After the second World War, the term “technology” came to signify both the anxieties of possible annihilation in a rapidly changing world and the exhilaration of accelerating cultural change. Technomodern Poetics examines how some of the most well-known writers of the era described the tensions between technical, literary, and media cultures at the dawn of the Digital Age. Poets and writers such as Allen Ginsberg, Charles Olson, Jack Kerouac, and Frank O’Hara, among others, anthologized in Donald Allen’s iconic The New American Poetry, 1945–1960, provided a canon of work that has proven increasingly relevant to our technological present.

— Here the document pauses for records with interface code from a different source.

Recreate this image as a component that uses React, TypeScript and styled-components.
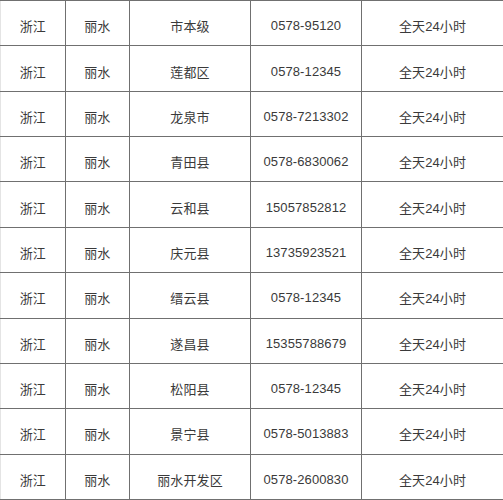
import React from "react";
import styled, { createGlobalStyle } from "styled-components";

const GlobalStyle = createGlobalStyle`
  html, body {
    margin: 0;
    padding: 0;
    background: #ffffff;
  }
`;

const ROWS = [
  { area: "市本级", phone: "0578-95120" },
  { area: "莲都区", phone: "0578-12345" },
  { area: "龙泉市", phone: "0578-7213302" },
  { area: "青田县", phone: "0578-6830062" },
  { area: "云和县", phone: "15057852812" },
  { area: "庆元县", phone: "13735923521" },
  { area: "缙云县", phone: "0578-12345" },
  { area: "遂昌县", phone: "15355788679" },
  { area: "松阳县", phone: "0578-12345" },
  { area: "景宁县", phone: "0578-5013883" },
  { area: "丽水开发区", phone: "0578-2600830" },
];

const COLUMN_WIDTHS = [64.5, 64.5, 121, 111, 142];

export default function App() {
  return (
    <>
      <GlobalStyle />
      <Table>
        <colgroup>
          {COLUMN_WIDTHS.map((w, i) => (
            <col key={i} style={{ width: w }} />
          ))}
        </colgroup>
        <tbody>
          {ROWS.map((row) => (
            <Row key={row.area}>
              <Cell>浙江</Cell>
              <Cell>丽水</Cell>
              <Cell>{row.area}</Cell>
              <Cell>{row.phone}</Cell>
              <Cell>全天24小时</Cell>
            </Row>
          ))}
        </tbody>
      </Table>
    </>
  );
}

const Table = styled.table`
  width: 503px;
  height: 500px;
  table-layout: fixed;
  border-collapse: collapse;
  border-left: 1px solid #e4e4e4;
  border-top: 1px solid #b8b8b8;
`;

const Row = styled.tr`
  height: 45.36px;
`;

const Cell = styled.td`
  padding: 5px 0 0;
  border: 1px solid #707070;
  text-align: center;
  vertical-align: middle;
  color: #3a3a3a;
  font-family: "Liberation Sans", "Noto Sans CJK SC", sans-serif;
  font-size: 13px;
  letter-spacing: 0.1px;

  &:first-child {
    border-left-color: #e4e4e4;
  }
`;
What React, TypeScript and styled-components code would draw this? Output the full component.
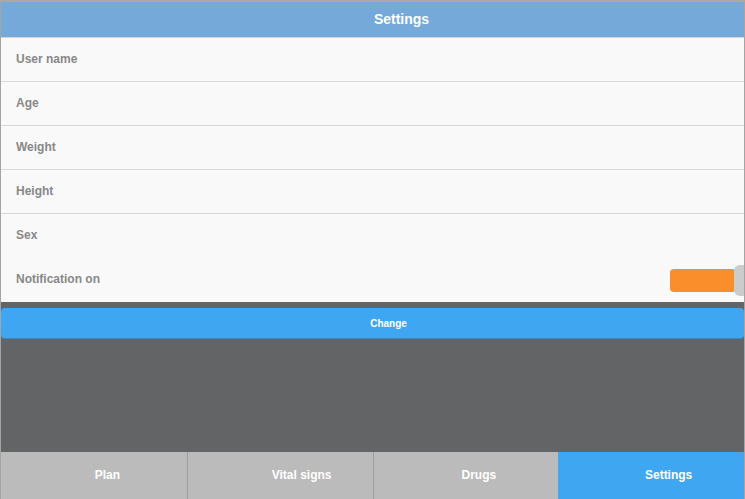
import React from "react";
import styled, { createGlobalStyle } from "styled-components";

const GlobalStyle = createGlobalStyle`
  html, body {
    margin: 0;
    padding: 0;
    background: #636466;
    font-family: "Liberation Sans", Arial, sans-serif;
  }
`;

const Page = styled.div`
  box-sizing: border-box;
  height: 499px;
  display: flex;
  flex-direction: column;
  background: #636466;
  border-top: 2px solid #a9a9a9;
  border-left: 1px solid #a4a4a4;
  border-right: 1px solid #a4a4a4;
  overflow: hidden;
`;

const Header = styled.div`
  box-sizing: border-box;
  height: 36px;
  flex: none;
  display: flex;
  align-items: center;
  justify-content: center;
  padding: 0 0 2px 58px;
  background: #74a9d9;
  border-bottom: 1px solid #d6d6d6;
  color: #fff;
  font-size: 14px;
  font-weight: bold;
`;

const List = styled.div`
  flex: none;
  background: #f9f9f9;
`;

const Row = styled.div<{ $last?: boolean }>`
  box-sizing: border-box;
  height: 44px;
  display: flex;
  align-items: center;
  justify-content: space-between;
  padding: 0 0 2px 15px;
  border-bottom: 1px solid ${(p) => (p.$last ? "#f9f9f9" : "#d8d8d8")};
  background: #f9f9f9;
  color: #888888;
  font-size: 12px;
  font-weight: bold;
`;

const Switch = styled.div`
  position: relative;
  width: 74px;
  height: 23px;
  margin-top: 3px;
`;

const Track = styled.div`
  width: 66px;
  height: 23px;
  border-radius: 4px;
  background: #f98e2a;
`;

const Knob = styled.div`
  position: absolute;
  top: -4px;
  left: 64px;
  width: 26px;
  height: 31px;
  border-radius: 6px;
  background: #cccccc;
`;

const ButtonArea = styled.div`
  flex: 1;
  padding-top: 6px;
`;

const ChangeButton = styled.button`
  display: block;
  width: 100%;
  height: 31px;
  padding: 0 0 0 32px;
  border: none;
  border-bottom: 1px solid #3a86c0;
  border-radius: 4px;
  background: #3fa7f2;
  color: #fff;
  font-family: "Liberation Sans", Arial, sans-serif;
  font-size: 10px;
  font-weight: bold;
  cursor: pointer;
`;

const TabBar = styled.div`
  flex: none;
  height: 47px;
  display: grid;
  grid-template-columns: repeat(4, 1fr);
  background: #bbbbbb;
`;

const Tab = styled.div<{ $active?: boolean; $shift: number }>`
  display: flex;
  align-items: center;
  justify-content: center;
  padding-left: ${(p) => p.$shift}px;
  padding-bottom: 2px;
  background: ${(p) => (p.$active ? "#3fa7f2" : "#bbbbbb")};
  border-left: 1px solid ${(p) => (p.$active ? "#3fa7f2" : "#9e9e9e")};
  color: #fff;
  font-size: 12px;
  font-weight: bold;
  &:first-child {
    border-left: none;
  }
`;

const fields = ["User name", "Age", "Weight", "Height", "Sex"];

const tabs = [
  { label: "Plan", shift: 27 },
  { label: "Vital signs", shift: 43 },
  { label: "Drugs", shift: 26 },
  { label: "Settings", shift: 34, active: true },
];

export default function App() {
  return (
    <>
      <GlobalStyle />
      <Page>
        <Header>Settings</Header>
        <List>
          {fields.map((f, i) => (
            <Row key={f} $last={i === fields.length - 1}>
              {f}
            </Row>
          ))}
          <Row $last>
            Notification on
            <Switch>
              <Track />
              <Knob />
            </Switch>
          </Row>
        </List>
        <ButtonArea>
          <ChangeButton>Change</ChangeButton>
        </ButtonArea>
        <TabBar>
          {tabs.map((t) => (
            <Tab key={t.label} $active={t.active} $shift={t.shift}>
              {t.label}
            </Tab>
          ))}
        </TabBar>
      </Page>
    </>
  );
}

Elaborating on the theories of contemporaneous technologists such as Norbert Wiener, Claude Shannon, J. C. R. Licklider, and a host of noteworthy others, these artists express the anxieties and avant-garde impulses they wrestled with as they came to terms with a complex array of issues raised by the dawning of the nuclear age, computer-based automation, and the expansive reach of electronic media. As author Todd Tietchen reveals, even as these writers were generating novel forms and concerns, they often continued to question whether such technological changes were inherently progressive or destructive. 

With an undeniable timeliness, Tietchen’s book is sure to appeal to courses in modern English literature and American studies, as well as among fans of Beat writers and early Cold War culture.